--- Start ---
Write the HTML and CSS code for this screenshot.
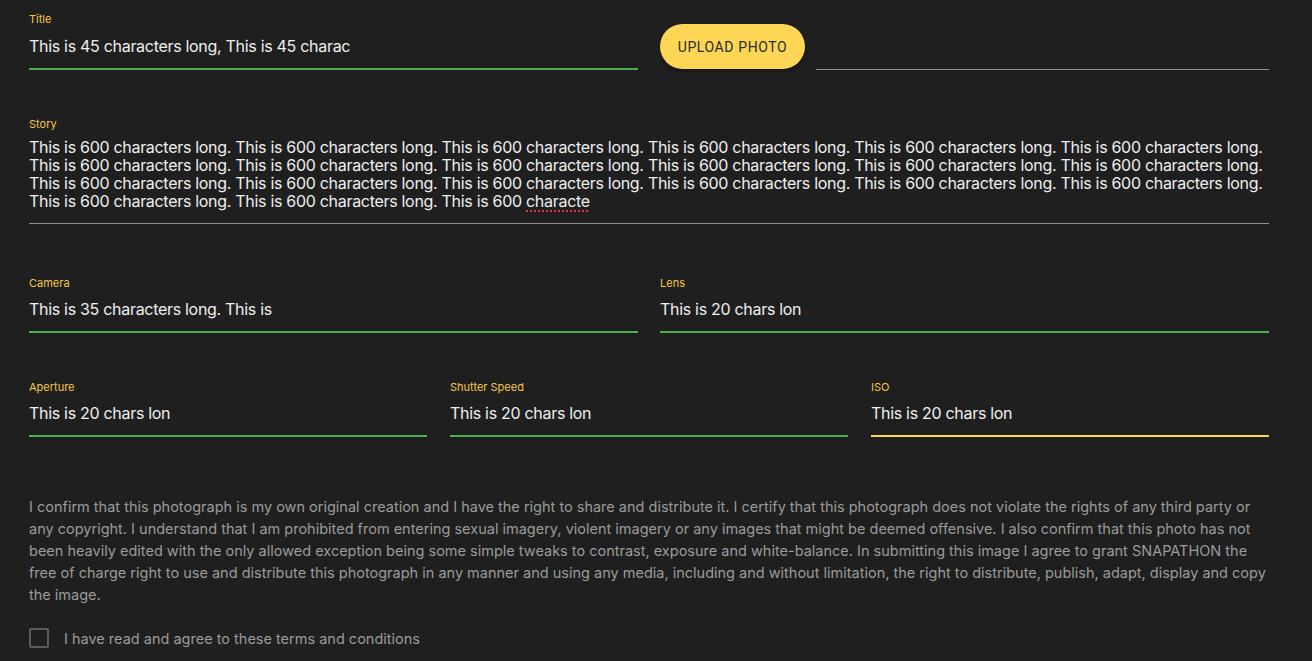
FILE: index.html
```html
<!DOCTYPE html>
<html>
<head>
<meta charset="utf-8">
<link rel="stylesheet" href="styles.css">
</head>
<body>
<div class="page">
  <div class="title-row">
    <div class="field field-title">
      <div class="label">Title</div>
      <div class="value">This is 45 characters long, This is 45 charac</div>
    </div>
    <button class="upload">UPLOAD PHOTO</button>
    <div class="file-line"></div>
  </div>

  <div class="field story">
    <div class="label">Story</div>
    <div class="value multi">This is 600 characters long. This is 600 characters long. This is 600 characters long. This is 600 characters long. This is 600 characters long. This is 600 characters long. This is 600 characters long. This is 600 characters long. This is 600 characters long. This is 600 characters long. This is 600 characters long. This is 600 characters long. This is 600 characters long. This is 600 characters long. This is 600 characters long. This is 600 characters long. This is 600 characters long. This is 600 characters long. This is 600 characters long. This is 600 characters long. This is 600 <span class="spell">characte</span></div>
  </div>

  <div class="row two">
    <div class="field">
      <div class="label">Camera</div>
      <div class="value">This is 35 characters long. This is</div>
    </div>
    <div class="field">
      <div class="label">Lens</div>
      <div class="value">This is 20 chars lon</div>
    </div>
  </div>

  <div class="row three">
    <div class="field">
      <div class="label">Aperture</div>
      <div class="value">This is 20 chars lon</div>
    </div>
    <div class="field">
      <div class="label">Shutter Speed</div>
      <div class="value">This is 20 chars lon</div>
    </div>
    <div class="field focused">
      <div class="label">ISO</div>
      <div class="value">This is 20 chars lon</div>
    </div>
  </div>

  <p class="terms">I confirm that this photograph is my own original creation and I have the right to share and distribute it. I certify that this photograph does not violate the rights of any third party or any copyright. I understand that I am prohibited from entering sexual imagery, violent imagery or any images that might be deemed offensive. I also confirm that this photo has not been heavily edited with the only allowed exception being some simple tweaks to contrast, exposure and white-balance. In submitting this image I agree to grant SNAPATHON the free of charge right to use and distribute this photograph in any manner and using any media, including and without limitation, the right to distribute, publish, adapt, display and copy the image.</p>

  <label class="agree">
    <span class="box"></span>
    <span class="agree-text">I have read and agree to these terms and conditions</span>
  </label>
</div>
</body>
</html>
```
FILE: styles.css
```css
html, body {
  margin: 0;
  padding: 0;
  background: #1f1f1f;
}
body {
  font-family: Inter, "Noto Sans", "Liberation Sans", sans-serif;
  color: #ececec;
}
.page {
  width: 1240px;
  padding: 13px 0 0 29px;
}
.title-row {
  display: flex;
  align-items: flex-start;
}
.field {
  border-bottom: 2px solid #4caf50;
  padding-bottom: 12px;
}
.field-title {
  width: 609px;
  flex: none;
}
.label {
  font-size: 11px;
  line-height: 12px;
  color: #f5c842;
  font-weight: 400;
}
.value {
  margin-top: 11px;
  font-size: 16px;
  letter-spacing: -0.3px;
  line-height: 20px;
  color: #efefef;
  white-space: nowrap;
}
.upload {
  flex: none;
  margin: 11px 0 0 22px;
  width: 145px;
  height: 45px;
  border: none;
  border-radius: 23px;
  background: #fdd655;
  color: #2b2b2b;
  font-family: Roboto, "Liberation Sans", sans-serif;
  font-size: 14px;
  font-weight: 400;
  letter-spacing: 0.6px;
  box-shadow: 0 2px 3px rgba(0,0,0,0.35);
  padding: 0;
}
.file-line {
  flex: 1;
  margin: 56px 0 0 11px;
  border-bottom: 1px solid #8c8c8c;
}
.story {
  margin-top: 48px;
  border-bottom: 1px solid #8c8c8c;
  padding-bottom: 13px;
}
.value.multi {
  margin-top: 8px;
  line-height: 18px;
  white-space: normal;
}
.spell {
  text-decoration: underline dotted #e0393e;
  text-decoration-thickness: 2px;
  text-underline-offset: 3px;
}
.row {
  display: grid;
  margin-top: 53px;
}
.row.two {
  grid-template-columns: 609px 609px;
  column-gap: 22px;
}
.row.three {
  margin-top: 48px;
  grid-template-columns: 398px 398px 398px;
  column-gap: 23px;
}
.row .value {
  margin-top: 10px;
}
.field.focused {
  border-bottom-color: #fdd655;
}
.terms {
  margin: 59px 0 0;
  font-size: 14.5px;
  line-height: 22px;
  color: #9b9b9b;
}
.agree {
  display: flex;
  align-items: center;
  margin-top: 22px;
}
.box {
  width: 16px;
  height: 16px;
  border: 2px solid #5c5c5c;
  border-radius: 2px;
  flex: none;
}
.agree-text {
  margin-left: 15px;
  font-size: 14.5px;
  color: #9b9b9b;
}
```
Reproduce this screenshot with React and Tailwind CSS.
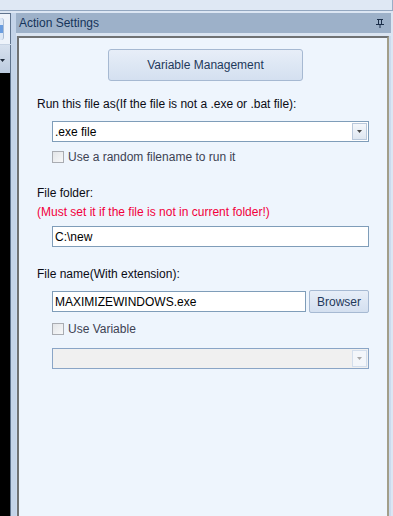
import React from 'react';

// Action Settings docked panel — classic WinForms look, blue Office theme.

function DropArrow({ disabled = false }) {
  return (
    <div
      className={`mr-[1px] flex h-[17px] w-[15px] items-center justify-center border ${
        disabled
          ? 'border-[#d3deec] bg-[#f3f6fa]'
          : 'border-[#b9c8db] bg-gradient-to-b from-[#f4f7fb] to-[#dfe7f1]'
      }`}
    >
      <svg width="5" height="3" viewBox="0 0 5 3">
        <path d="M0 0H5L2.5 3Z" fill={disabled ? '#a8a8a8' : '#4a4a4a'} />
      </svg>
    </div>
  );
}

function Combo({ value = '', disabled = false }) {
  return (
    <div
      className={`ml-[15px] flex h-[21px] items-center border ${
        disabled ? 'border-[#8aa5c6] bg-[#f0f0f0]' : 'border-[#7f9db9] bg-white'
      }`}
    >
      <span className="flex-1 pl-[2px] leading-[16px] text-[#000]">{value}</span>
      <DropArrow disabled={disabled} />
    </div>
  );
}

function Check({ label, className = '' }) {
  return (
    <div className={`ml-[15px] flex h-[12px] items-center gap-[4px] ${className}`}>
      <span className="h-[12px] w-[12px] border border-[#a9acb2] bg-gradient-to-br from-[#e3e5e8] to-[#f7f8f9]" />
      <span className="leading-[14px] text-[#3d4253]">{label}</span>
    </div>
  );
}

function Label({ children, className = '', tone = 'text-[#0b0b14]' }) {
  return <div className={`h-[16px] leading-[16px] ${tone} ${className}`}>{children}</div>;
}

function Pin() {
  return (
    <svg width="8" height="9" viewBox="0 0 8 9" fill="none" stroke="#1a2d48" strokeWidth="1">
      <path d="M1 0.5H7M2.5 0.5V5.5M5.5 0.5V5.5M0 5.5H8M4 5.5V9" />
    </svg>
  );
}

export default function App() {
  return (
    <div className="flex h-[516px] w-[393px] flex-col overflow-hidden bg-[#dce6f3] font-['Liberation_Sans',Arial,sans-serif] text-[12px]">
      {/* top strip */}
      <div className="h-[10px] shrink-0 border-r border-[#9aaec6] bg-[#dfe8f4]" />
      <div className="h-px shrink-0 bg-[#93a7c0]" />

      <div className="flex min-h-0 flex-1 pt-[2px]">
        {/* left docked pane, mostly cut off */}
        <div className="flex w-[11px] shrink-0 flex-col">
          <div className="flex h-[31px] items-center border-r border-t border-[#5f738d] bg-[#eef3fa]">
            <div className="flex h-[22px] w-[4px] items-center rounded-r-[3px] border-r border-[#a9bcd5] bg-[#dde8f6]">
              <span className="h-[8px] w-[3px] bg-[#6a9de0]" />
            </div>
          </div>
          <div className="h-px bg-[#c7d3e3]" />
          <div className="flex h-[28px] items-center border-r border-[#5f738d] bg-gradient-to-b from-[#d7e1ee] to-[#bccbdf] pt-[2px]">
            <svg width="5" height="3" viewBox="0 0 5 3">
              <path d="M0 0H5L2.5 3Z" fill="#1e2a3a" />
            </svg>
          </div>
          <div className="flex-1 border-r border-[#5f738d] bg-black" />
        </div>

        <div className="w-[5px] shrink-0 bg-[#c4d4e9]" />

        {/* Action Settings panel */}
        <div className="flex w-[375px] shrink-0 flex-col bg-[#cbdaee]">
          <div className="flex h-[20px] shrink-0 items-center justify-between bg-[#9db1c9] pl-[3px] pr-[7px]">
            <span className="text-[#15345a]">Action Settings</span>
            <Pin />
          </div>
          <div className="h-[3px] shrink-0 bg-[#dbe5f2]" />

          <div className="ml-[1px] w-[372px] flex-1 border-l-2 border-r-2 border-t-2 border-l-[#707274] border-r-[#a29e8a] border-t-[#707274] bg-[#eef5fd] px-[18px]">
            <button className="ml-[71px] mt-[11px] h-[32px] w-[195px] rounded-[3px] border border-[#a6b9d2] bg-gradient-to-b from-[#e7eef8] to-[#d4e0f0] text-[12px] text-[#1e395b]">
              Variable Management
            </button>

            <Label className="mt-[15px]">Run this file as(If the file is not a .exe or .bat file):</Label>
            <div className="mt-[9px]">
              <Combo value=".exe file" />
            </div>
            <Check label="Use a random filename to run it" className="mt-[9px]" />

            <Label className="mt-[22px]">File folder:</Label>
            <Label className="mt-[3px]" tone="text-[#f2003c]">
              (Must set it if the file is not in current folder!)
            </Label>
            <div className="ml-[15px] mt-[6px] flex h-[21px] items-center border border-[#7f9db9] bg-white pl-[2px] text-[#000]">
              C:\new
            </div>

            <Label className="mt-[19px]">File name(With extension):</Label>
            <div className="ml-[15px] mt-[8px] flex h-[23px] items-center gap-[3px]">
              <div className="flex h-[21px] w-[254px] items-center border border-[#7f9db9] bg-white pl-[2px] text-[#000]">
                MAXIMIZEWINDOWS.exe
              </div>
              <button className="h-[23px] flex-1 rounded-[2px] border border-[#a6b9d2] bg-gradient-to-b from-[#e7eef8] to-[#d4e0f0] text-[12px] text-[#1e395b]">
                Browser
              </button>
            </div>
            <Check label="Use Variable" className="mt-[10px]" />
            <div className="mt-[13px]">
              <Combo disabled />
            </div>
          </div>
        </div>
        <div className="flex-1 bg-[#dce6f3]" />
      </div>
    </div>
  );
}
--- End ---
Look through the data and gather every line with the string "screenshot" in it.

Write the HTML and CSS code for this screenshot.
Reproduce this screenshot with React and Tailwind CSS.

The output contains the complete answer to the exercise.